Smaller, lower cost changes

These can often be done in a weekend.

  • Add one or two plants that suit your light.
  • Change the shower curtain to a soft, simple pattern in a garden tone.
  • Swap bright, harsh bulbs for warm ones.
  • Bring in a small wooden stool or bench.
  • Use a simple, neutral bath mat that feels like a stone path or field color.

Mid level updates

These take more planning, but do not require moving walls.

  • Replace the vanity with a natural wood one.
  • Update the floor tile to a calm stone look.
  • Add a larger mirror to reflect light and any outdoor view.
  • Install better ventilation to keep plants and materials healthy.

Larger renovation choices

When you are changing layout, plumbing, or structure, you can shape the room more fully.

  • Add a window or move an existing one to frame the garden.
  • Create a walk in shower with a small bench that feels like a carved niche in stone.
  • Reshape the room so you see the garden view when you walk in, not the toilet.

At this level, planning with someone who understands both building and the local climate can keep your garden inspired idea from turning into constant maintenance.

Questions you might ask yourself before you start

Sometimes people rush into tile samples and paint swatches. I think it helps to sit with a few questions first.

What kind of garden feeling do you actually want?

You can ask:

  • Do I want this to feel like a wild meadow, a neat formal garden, or something in between?
  • Do I want more green tones, more earth tones, or more water tones?
  • Is this a bathing space for long soaks, or more a quick, practical spot after gardening?

Your answers will shape everything from tile to towel hooks.

How much change can I live with over time?

Gardens change. Bathrooms mostly do not, at least not as fast. So you might:

  • Keep big, hard to change items very neutral.
  • Let plants, small decor, and textiles carry more of the garden feeling.

That way, when your taste shifts, you swap a few items instead of tearing out tile again.

Is perfect serenity even realistic for my home?

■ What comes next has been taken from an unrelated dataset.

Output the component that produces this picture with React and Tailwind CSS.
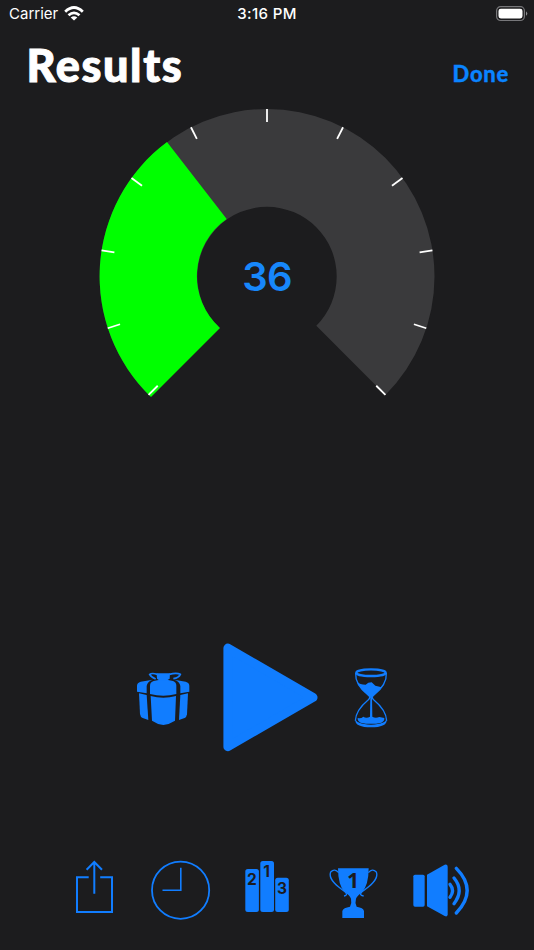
import React from 'react';

const CENTER = 170;
const OUTER = 167.5;
const INNER = 69.7;

// angles are in degrees, clockwise, with 0 at the top
const point = (angle, radius) => {
  const a = (angle * Math.PI) / 180;
  return [CENTER + radius * Math.sin(a), CENTER + 0.5 - radius * Math.cos(a)];
};

const ring = (from, to) => {
  const large = to - from > 180 ? 1 : 0;
  return `M${point(from, OUTER)} A${OUTER} ${OUTER} 0 ${large} 1 ${point(to, OUTER)} L${point(to, INNER)} A${INNER} ${INNER} 0 ${large} 0 ${point(from, INNER)} Z`;
};

const Gauge = ({ value }) => {
  const ticks = Array.from({ length: 11 }, (_, i) => -135 + i * 27);
  return (
    <div className="relative mx-auto h-[300px] w-[340px]">
      <svg className="block" width="340" height="300" viewBox="0 0 340 300">
        <path d={ring(-135, 135)} fill="#3a3a3c" />
        <path d="M54 291 A167.5 167.5 0 0 1 70 36 L129.7 113 A69.7 69.7 0 0 0 123 222Z" fill="#00ff00" />
        {ticks.map((t) => {
          const [x1, y1] = point(t, 167.5);
          const [x2, y2] = point(t, 154.5);
          return <line key={t} x1={x1} y1={y1} x2={x2} y2={y2} stroke="#fff" strokeWidth="1.8" />;
        })}
      </svg>
      <div className="absolute inset-x-0 top-[147px] text-center font-['Inter',sans-serif] text-[40px] leading-[48px] font-semibold tracking-[-0.8px] text-[#1787fb]">
        {value}
      </div>
    </div>
  );
};

const WifiIcon = () => (
  <svg width="20" height="16" viewBox="0 0 20 16" fill="#fff">
    <path d="M10 14.6 L6.7 11.6 Q10 9 13.3 11.6Z" />
    <path d="M4.5 9.3 Q10 4.5 15.5 9.3" fill="none" stroke="#fff" strokeWidth="2.8" />
    <path d="M1.2 5.7 Q10 -2.7 18.8 5.7" fill="none" stroke="#fff" strokeWidth="2.8" />
  </svg>
);

const BatteryIcon = () => (
  <svg width="32" height="16" viewBox="0 0 32 16">
    <rect x="0.6" y="0.7" width="27.8" height="13.8" rx="4" fill="none" stroke="#77777a" strokeWidth="1.2" />
    <rect x="2.5" y="2.7" width="24" height="9.7" rx="2.3" fill="#fff" />
    <path d="M30 5.2 Q32.6 7.5 30 9.8Z" fill="#8e8e91" />
  </svg>
);

const GiftIcon = () => (
  <svg width="70" height="75" viewBox="0 0 210 225" fill="currentColor">
    <path d="M21 95 V77 Q21 68 32 65 L68 59 Q52 64 50 78 V100Z" />
    <path d="M60 102 V77 Q60 66 71 63 Q100 56 129 63 Q139 66 139 77 V102 Q100 113 60 102Z" />
    <path d="M151 100 V78 Q149 64 133 59 L167 65 Q178 68 178 77 V95Z" />
    <path d="M27 100 L50 105 L55 180 L38 174 Q31 171 30 162Z" />
    <path d="M62 108 Q100 119 138 108 L135 182 Q120 192 100 195 Q80 192 66 182Z" />
    <path d="M151 105 L174 100 L171 163 Q170 171 164 174 L147 180Z" />
    <path d="M80 40 H120 L119 56 L109 62 H89 L81 56Z" />
    <path d="M82 43 Q66 38 59 43 Q63 51 77 57 M118 43 Q140 37 151 43 Q147 53 130 56" fill="none" stroke="currentColor" strokeWidth="5" />
  </svg>
);

const PlayIcon = () => (
  <svg width="96" height="109" viewBox="0 0 96 109">
    <path d="M4.9 5.1 L90 54.4 L4.9 103.7Z" fill="currentColor" stroke="currentColor" strokeWidth="9" strokeLinejoin="round" />
  </svg>
);

const HourglassIcon = () => (
  <svg width="55" height="75" viewBox="0 0 165 225" fill="currentColor">
    <ellipse cx="78" cy="38" rx="44" ry="10" fill="none" stroke="currentColor" strokeWidth="7" />
    <path d="M32 39 C30 68 50 90 70 106 Q78 112 70 119 C46 139 32 159 31 182 M124 39 C126 68 106 90 86 106 Q78 112 86 119 C110 139 124 159 125 182" fill="none" stroke="currentColor" strokeWidth="4" />
    <path d="M35 65 Q45 74 62 74 Q69 67 80 67 L91 77 L110 82 Q98 95 86 106 L81 114 H76 L70 106 Q47 88 35 65Z" />
    <path d="M76 109 H81 L82 170 Q91 176 103 171 L118 174 Q119 184 109 188 Q78 195 47 188 Q37 183 38 174 Q48 176 55 170 Q64 176 75 170Z" />
    <path d="M31 174 Q32 193 78 194 Q124 193 125 174 V182 Q124 201 78 202 Q32 201 31 182Z" />
  </svg>
);

const ShareIcon = () => (
  <svg width="40" height="56" viewBox="0 0 40 56" fill="none" stroke="currentColor" strokeWidth="2">
    <path d="M14.7 18.3 H3 V53 H38 V18.3 H26.2" />
    <path d="M20.3 34.7 V3 M12.6 10.8 L20.3 3 L28 10.8" />
  </svg>
);

const ClockIcon = () => (
  <svg width="60" height="60" viewBox="0 0 60 60" fill="none" stroke="currentColor" strokeWidth="1.8">
    <circle cx="29.6" cy="30.2" r="28.6" />
    <path d="M29.8 7.7 V30.2 H11.5" strokeWidth="1.6" />
  </svg>
);

const PodiumIcon = () => (
  <svg width="44" height="53" viewBox="0 0 44 53" fill="currentColor">
    <rect x="0.3" y="9" width="13.6" height="43" rx="2.5" />
    <rect x="15.3" y="1" width="13.7" height="51" rx="2.5" />
    <rect x="30.2" y="17.8" width="13.6" height="34.2" rx="2.5" />
    <g fill="#1c1c1e" fontFamily="Inter, sans-serif" fontWeight="700" fontSize="15.5" textAnchor="middle">
      <text x="7" y="25">2</text>
      <text x="21.6" y="17">1</text>
      <text x="37" y="34">3</text>
    </g>
  </svg>
);

const TrophyIcon = () => (
  <svg width="50" height="61" viewBox="0 -30 150 183" fill="currentColor">
    <path d="M27 4 H119 Q119 54 99 76 Q84 87 81 95 Q77 108 83 119 Q103 122 105 132 V153 H40 V132 Q43 122 63 119 Q69 108 66 95 Q62 85 47 76 Q27 54 27 4Z" />
    <path d="M29 17 Q17 3 5 15 C-4 38 29 61 48 74 Q58 85 45 87 M118 17 Q130 3 142 15 C151 38 118 61 99 74 Q88 85 104 87" fill="none" stroke="currentColor" strokeWidth="4" />
    <text x="72" y="64" fill="#1c1c1e" fontFamily="Noto Sans, sans-serif" fontWeight="700" fontSize="64" textAnchor="middle">1</text>
  </svg>
);

const SpeakerIcon = () => (
  <svg width="57" height="53" viewBox="0 0 171 159" fill="currentColor">
    <rect x="1" y="32" width="34" height="96" rx="5" />
    <path d="M42 32 L95 2 Q104 0 104 8 V151 Q104 160 95 156 L42 127Z" />
    <g fill="none" stroke="currentColor" strokeWidth="10" strokeLinecap="round">
      <path d="M111 61 Q126 79 111 100" />
      <path d="M123 42 Q154 79 123 119" />
      <path d="M130 13 Q195 79 130 147" />
    </g>
  </svg>
);

export default function App() {
  return (
    <div className="flex h-[950px] w-[534px] flex-col overflow-hidden bg-[#1c1c1e] font-['Inter',sans-serif] text-[#117dff]">
      <div className="grid h-7 grid-cols-3 items-center text-white">
        <div className="flex items-center gap-[6px] pl-[9px]">
          <span className="text-[15px] leading-5">Carrier</span>
          <WifiIcon />
        </div>
        <span className="text-center text-[15px] leading-5 font-medium tracking-[0.4px]">3:16 PM</span>
        <div className="flex justify-end pr-[6.5px]">
          <BatteryIcon />
        </div>
      </div>

      <header className="flex h-[78px] items-baseline justify-between pt-[10px] pr-[25px] pl-[26.5px] font-['Lato',sans-serif]">
        <h1 className="text-[45px] leading-[54px] font-black tracking-[1.6px] text-white [-webkit-text-stroke:1px_white]">Results</h1>
        <button className="text-[22px] leading-7 font-black tracking-[0.7px] text-[#0a84ff] [-webkit-text-stroke:0.3px_#0a84ff]">Done</button>
      </header>

      <Gauge value={36} />

      <div className="mt-[237px] flex h-[108px] items-start pl-[130px]">
        <button className="mt-[17px]"><GiftIcon /></button>
        <button className="ml-[23px]"><PlayIcon /></button>
        <button className="mt-[17px] ml-[26px]"><HourglassIcon /></button>
      </div>

      <div className="mt-[109px] flex items-start pl-[74px]">
        <button className="-mt-px"><ShareIcon /></button>
        <button className="ml-[37px]"><ClockIcon /></button>
        <button className="ml-[34px]"><PodiumIcon /></button>
        <button className="-mt-[3px] ml-[39.5px]"><TrophyIcon /></button>
        <button className="mt-[4px] ml-[34.5px]"><SpeakerIcon /></button>
      </div>
    </div>
  );
}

This may sound like an odd question, but it matters. If you have a busy household, pets, muddy boots, and constant coming and going, your bathroom may never feel like a spa. And that is fine.

You might accept a slightly more practical, sturdy room with just enough garden inspired touches to make you smile when you wash your hands after a day in the soil.

Sometimes we chase a perfect, silent, magazine style bathroom and then feel disappointed when life keeps being noisy. A quieter, honest aim might be better: a room that makes you feel a bit calmer than you did when you walked in, that reminds you of plants and fresh air, that works well, and that does not demand extreme care.

One last question and a simple answer

Can a small, windowless bathroom in Prince Edward County still feel garden inspired?

Yes, but you need to be a bit more creative and maybe accept that it will never fully feel like a sunlit garden room.

You can:

  • Use soft, natural colors on walls and floor.
  • Add a good fan so the air feels fresh, not heavy.
  • Hang a large, simple print of your own garden or a local park.
  • Use low light tolerant plants, or high quality realistic faux plants if real ones fail.
  • Bring in natural textures like wood shelves and woven baskets.

The room will not magically grow a window, but it can still remind you of the places you love outside. And when you step from that small, quiet space into your actual garden, the connection will feel stronger, even if the bathroom itself stays modest.